Isolate every line in the data with the string "React" and copy it.

>> begin GIVEN DATA

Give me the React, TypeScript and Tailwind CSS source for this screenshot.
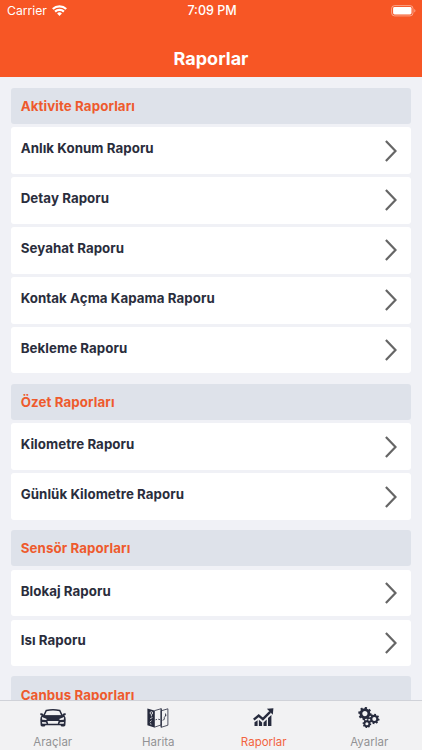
import React from 'react';

interface ReportSection {
  title: string;
  reports: string[];
}

const sections: ReportSection[] = [
  {
    title: 'Aktivite Raporları',
    reports: ['Anlık Konum Raporu', 'Detay Raporu', 'Seyahat Raporu', 'Kontak Açma Kapama Raporu', 'Bekleme Raporu'],
  },
  { title: 'Özet Raporları', reports: ['Kilometre Raporu', 'Günlük Kilometre Raporu'] },
  { title: 'Sensör Raporları', reports: ['Blokaj Raporu', 'Isı Raporu'] },
  { title: 'Canbus Raporları', reports: [] },
];

const WifiIcon = () => (
  <svg width="15" height="11" viewBox="0 0 15 11" fill="none" stroke="#fff" strokeWidth="2.2" className="-mt-[2px]">
    <path d="M0.8 4 A9.6 9.6 0 0 1 14.2 4" />
    <path d="M3.1 6.6 A6.3 6.3 0 0 1 11.9 6.6" />
    <path d="M7.5 11 L5.1 8.6 A3.3 3.3 0 0 1 9.9 8.6 Z" fill="#fff" stroke="none" />
  </svg>
);

const BatteryIcon = () => (
  <svg width="26" height="12" viewBox="0 0 26 12">
    <rect x="0.6" y="0.6" width="21.4" height="10.3" rx="3" fill="none" stroke="#fff" strokeOpacity="0.45" />
    <rect x="2.1" y="2.1" width="18.4" height="7.3" rx="1.4" fill="#fff" />
    <path d="M23.3 4 C24.8 4.4 24.8 7.1 23.3 7.5 Z" fill="#fff" fillOpacity="0.5" />
  </svg>
);

const ChevronIcon = () => (
  <svg width="12" height="22" viewBox="0 0 12 22" fill="none" stroke="#666" strokeWidth="2.2">
    <path d="M0.9 1 L10.5 11 L0.9 21" />
  </svg>
);

const CarIcon = () => (
  <svg width="26" height="18" viewBox="0 0 26 18" fill="#272b3d">
    <path d="M6.3 1.4 Q13 0.3 19.7 1.4 L22.3 7 H3.7 Z" fill="none" stroke="#272b3d" strokeWidth="1.5" />
    <path d="M0.1 4.6 Q1.8 3.7 3.3 5.1 L3.9 6.4 H22.1 L22.7 5.1 Q24.2 3.7 25.9 4.6 L25.6 6 L24.3 6.5 Q25.8 8.2 25.7 10.5 L25.4 16.3 Q25.2 17.4 24 17.4 H22 Q20.8 17.4 20.6 16.2 H5.4 Q5.2 17.4 4 17.4 H2 Q0.8 17.4 0.6 16.3 L0.3 10.5 Q0.2 8.2 1.7 6.5 L0.4 6 Z" />
    <path d="M1.9 7.9 L6.8 9.9 L6.2 11.1 L2.2 10.7 Z M24.1 7.9 L19.2 9.9 L19.8 11.1 L23.8 10.7 Z" fill="#f2f2f3" />
    <path d="M2 12.9 L5.9 13.3 L6.7 14.7 H2.3 Z M24 12.9 L20.1 13.3 L19.3 14.7 H23.7 Z M7.4 12 H18.6 L17.8 14.8 H8.2 Z" fill="#f2f2f3" />
  </svg>
);

const MapIcon = () => (
  <svg width="22" height="20" viewBox="0 0 22 20" fill="none" stroke="#272b3d">
    <path d="M0.4 0.5 L7.3 2.6 V19.4 L0.4 17.2 Z" fill="#272b3d" stroke="none" />
    <path d="M7.4 2.7 L14.2 0.7 L14.2 16.9 L7.4 19.2 Z" strokeWidth="0.8" />
    <path d="M14.2 2.8 L20.9 0.8 V17.2 L14.2 19.3 Z" strokeWidth="0.8" />
    <path d="M14.2 0.6 V19.3" strokeWidth="0.9" />
    <circle cx="4.4" cy="5" r="1.3" stroke="#f2f2f3" strokeWidth="0.8" />
    <path d="M4.4 6.5 V8.4 M3.2 10.6 L5.4 9.6 M2.8 14.2 L4.6 12.6 M3 15.7 L4.4 16.2" stroke="#f2f2f3" strokeWidth="0.8" />
    <path d="M8.5 11.8 L10 11.4 M11.2 11.2 L13 11.6 M15.5 12.3 L17.3 11.4 V9.3 M18.5 5.5 V8 M17.4 9.3 L19.4 6.8" strokeWidth="0.8" />
  </svg>
);

const ChartIcon = () => (
  <svg width="21" height="19" viewBox="0 0 21 19" fill="#272b3d">
    <path d="M1.5 14.3 L4.6 12.2 V18 H1.5 Z M5.9 11.7 L9.1 14.5 V18 H5.9 Z M10.5 14.4 L13.7 11.6 V18 H10.5 Z M15 10.1 L18.4 6.9 V18 H15 Z" />
    <path d="M0.8 11.7 L5.7 7.5 L9.9 11.1 L17.2 3.9" fill="none" stroke="#272b3d" strokeWidth="2.4" />
    <path d="M13.9 0.8 L20.4 0.2 L19.8 6.7 Z" />
  </svg>
);

interface GearProps {
  cx: number;
  cy: number;
  r: number;
  width: number;
}

// Ring body with eight short teeth around it
const Gear = ({ cx, cy, r, width }: GearProps) => (
  <g transform={`translate(${cx} ${cy})`}>
    <circle r={r} fill="none" stroke="#272b3d" strokeWidth={width} />
    {[0, 45, 90, 135, 180, 225, 270, 315].map((angle) => (
      <rect
        key={angle}
        x={-width * 0.42}
        y={-r - width * 0.95}
        width={width * 0.84}
        height={width}
        fill="#272b3d"
        transform={`rotate(${angle + 10})`}
      />
    ))}
  </g>
);

const GearsIcon = () => (
  <svg width="22" height="21" viewBox="0 0 22 21">
    <Gear cx={6.9} cy={6.6} r={4} width={2.8} />
    <Gear cx={16.3} cy={11.9} r={3.1} width={2.2} />
    <Gear cx={8.9} cy={16.7} r={2.5} width={1.9} />
  </svg>
);

const tabs = [
  { label: 'Araçlar', icon: <CarIcon />, active: false },
  { label: 'Harita', icon: <MapIcon />, active: false },
  { label: 'Raporlar', icon: <ChartIcon />, active: true },
  { label: 'Ayarlar', icon: <GearsIcon />, active: false },
];

export default function App() {
  return (
    <div className="w-[422px] h-[750px] flex flex-col overflow-hidden bg-[#f0f1f6] font-['Inter',sans-serif]">
      <header className="h-[77px] shrink-0 bg-[#f75625] text-white">
        <div className="h-[22px] grid grid-cols-3 items-center pl-[7px] pr-[5px]">
          <div className="flex items-center gap-[5px]">
            <span className="text-[12.2px] leading-[22px]">Carrier</span>
            <WifiIcon />
          </div>
          <span className="text-center text-[12.5px] leading-[22px] font-medium">7:09 PM</span>
          <div className="flex justify-end">
            <BatteryIcon />
          </div>
        </div>
        <h1 className="pt-[25px] text-center text-[18px] leading-6 font-bold">Raporlar</h1>
      </header>

      <main className="flex-1 min-h-0 overflow-hidden flex flex-col gap-[10.2px] pt-[10.6px] px-[10.7px]">
        {sections.map((section) => (
          <section key={section.title} className="shrink-0 flex flex-col gap-[3.3px]">
            <h2 className="h-[36.4px] pl-[10px] pt-[2px] flex items-center rounded-[3px] bg-[#dee2ea] text-[13.3px] font-bold tracking-[0.1px] text-[#ee5a2d]">
              {section.title}
            </h2>
            {section.reports.map((report) => (
              <div key={report} className="h-[46.6px] pl-[10px] pr-[14px] flex items-center justify-between rounded-[3px] bg-white">
                <span className="pb-[3px] text-[13.3px] font-bold tracking-[0.06px] text-[#2a2d3c]">{report}</span>
                <ChevronIcon />
              </div>
            ))}
          </section>
        ))}
      </main>

      <nav className="h-[50.5px] shrink-0 grid grid-cols-4 border-t border-[#d0d2d8] bg-[#f2f2f3]">
        {tabs.map((tab) => (
          <div key={tab.label} className="flex flex-col items-center">
            <div className="h-[34px] flex items-center justify-center">{tab.icon}</div>
            <span className={tab.active ? 'text-[11.5px] leading-[14px] text-[#f26440]' : 'text-[11.5px] leading-[14px] text-[#929295]'}>
              {tab.label}
            </span>
          </div>
        ))}
      </nav>
    </div>
  );
}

>> end GIVEN DATA

SOLUTION:
Give me the React, TypeScript and Tailwind CSS source for this screenshot.
import React from 'react';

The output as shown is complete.